As the Office of Indian Affairs (OIA) agents saw a rise in the number of these renegade Pacific Northwest Indians they began to “increasingly [view them as] …a coherent group bent on undermining federal authority and corrupting their reservation kin.” Indeed, as Fisher explains, federal authorities had successfully entreated with various groups, designated them, and tens of thousands of Indians along the Columbia had settled on to reservations, with many “defending their reservations…and com[ing] to value them as homelands.” A representative of the residents of Warm Springs, one Queahpahmah, intervened on behalf of one renegade called Hehaney who had refused to live on a reservation for years. Assuring authorities that Hehaney would see the value of the pastoral life that had been imposed on Indians newly transplanted to their reservations, he was rebuffed as Hehaney went on to resolve his dispute with federal authorities in a showdown in 1885.

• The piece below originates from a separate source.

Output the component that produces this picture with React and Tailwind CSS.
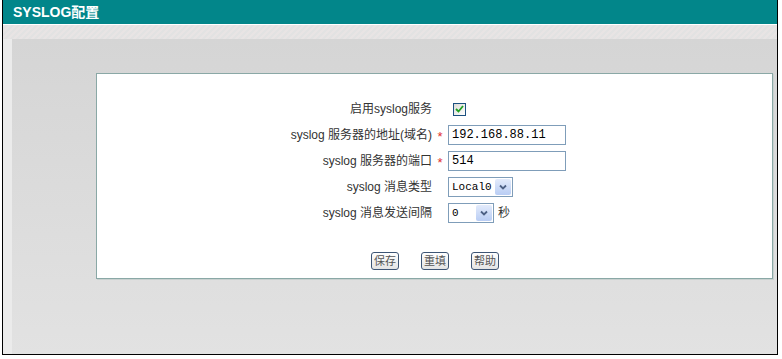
import { useState } from "react";

const font = { fontFamily: '"Liberation Sans", "Noto Sans CJK SC", sans-serif' };

const Row = ({ label, required, children }) => (
  <div className="flex items-center h-[26px]">
    <div className="w-[335px] text-right text-[12px] text-[#333]">{label}</div>
    <div className="w-[16px] text-center text-[13px] text-[#e03030] leading-none pt-[3px]">
      {required ? "*" : ""}
    </div>
    <div className="flex items-center">{children}</div>
  </div>
);

const Select = ({ value, width }) => (
  <div
    className="flex items-center h-[20px] border border-[#7f9db9] bg-white"
    style={{ width }}
  >
    <span className="flex-1 pl-[3px] text-[11px] text-black font-['Liberation_Mono',monospace]">{value}</span>
    <span className="w-[16px] h-[16px] mr-[1px] flex items-center justify-center bg-gradient-to-b from-[#e3ebfb] to-[#b9cdf4] rounded-[2px]">
      <svg width="8" height="6" viewBox="0 0 8 6">
        <path d="M1 1.5 L4 4.5 L7 1.5" stroke="#4d6185" strokeWidth="1.8" fill="none" />
      </svg>
    </span>
  </div>
);

const Btn = ({ children }) => (
  <button className="w-[28px] h-[18px] text-[11px] text-[#555] border border-[#3d5575] rounded-[3px] bg-gradient-to-b from-white to-[#e4e4e4] leading-none">
    {children}
  </button>
);

export default function App() {
  const [enabled, setEnabled] = useState(true);

  return (
    <div className="w-[782px] h-[359px] bg-white" style={font}>
      <div className="ml-[2px] w-[776px] h-[355px] border-x border-b border-black flex flex-col">
        {/* header */}
        <div className="h-[24px] bg-[#02868a] flex items-center pl-[10px] text-white font-bold text-[14px] border-b border-white box-content">
          SYSLOG配置
        </div>
        <div className="h-[14px] bg-[linear-gradient(135deg,#e8e4e4_25%,#e2e2e2_25%,#e2e2e2_50%,#e8e4e4_50%,#e8e4e4_75%,#e2e2e2_75%)] bg-[length:6px_6px]" />

        <div className="flex-1 flex">
          <div className="w-[9px] bg-[#ebebeb]" />
          <div className="flex-1 bg-gradient-to-b from-[#d5d5d5] to-[#e2e2e2] pt-[34px] pl-[84px] pr-[4px]">
            {/* panel */}
            <div className="h-[206px] bg-white border border-[#8aa8a6] shadow-[1px_1px_0_#c8d0cf] flex flex-col pt-[22px]">
              <Row label="启用syslog服务">
                <span
                  onClick={() => setEnabled(!enabled)}
                  className="ml-[5px] w-[13px] h-[13px] border border-[#1c5180] bg-gradient-to-br from-[#dcdcd7] to-white flex items-center justify-center"
                >
                  {enabled && (
                    <svg width="9" height="8" viewBox="0 0 9 8">
                      <path d="M1 4 L3.5 6.5 L8 1" stroke="#21a121" strokeWidth="1.8" fill="none" />
                    </svg>
                  )}
                </span>
              </Row>
              <Row label="syslog 服务器的地址(域名)" required>
                <input
                  defaultValue="192.168.88.11"
                  className="w-[118px] h-[20px] border border-[#7f9db9] px-[3px] text-[12px] text-black font-['Liberation_Mono',monospace] outline-none"
                />
              </Row>
              <Row label="syslog 服务器的端口" required>
                <input
                  defaultValue="514"
                  className="w-[118px] h-[20px] border border-[#7f9db9] px-[3px] text-[12px] text-black font-['Liberation_Mono',monospace] outline-none"
                />
              </Row>
              <Row label="syslog 消息类型">
                <Select value="Local0" width={65} />
              </Row>
              <Row label="syslog 消息发送间隔">
                <Select value="0" width={46} />
                <span className="ml-[4px] text-[12px] text-[#333]">秒</span>
              </Row>

              <div className="flex gap-[22px] mt-[26px] pl-[274px]">
                <Btn>保存</Btn>
                <Btn>重填</Btn>
                <Btn>帮助</Btn>
              </div>
            </div>
          </div>
        </div>
      </div>
    </div>
  );
}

Other expressions of the divide between reservation Indians in the Pacific Northwest and their renegade, or non-reservation kin, included spiritually inspired resistance movements. “Religion provided the ideological underpinning for renegade resistance and an incipient Columbia River Indian identity,” notes Fisher. When the Washaani, or ‘Dreamer Faith’ emerged, headed by respected priest Smohalla of the Wanapam village on the River, and offered for the faithful, through dancing, a vision of resistance that included “cast[ing] off white ways, reject[ing] the reservation system, and seek[ing] wisdom in dreams,” it proved to be of this type of unifying ideology, and federal officials reacted with predictable alarm. Nevertheless, their efforts were frustrated by the fact that Pacific Northwest people are proud of this heritage of “defiance” and have adopted the label ‘Columbia River Indian’ out of deference and respect to the men and women that agitated for Indian rights in the area and for those that continue to do so right up to the present day.
References
Nichols, Roger L. The American Indian: Past and Present. 6th ed. Norman, Oklahoma. University of Oklahoma Press. 2008.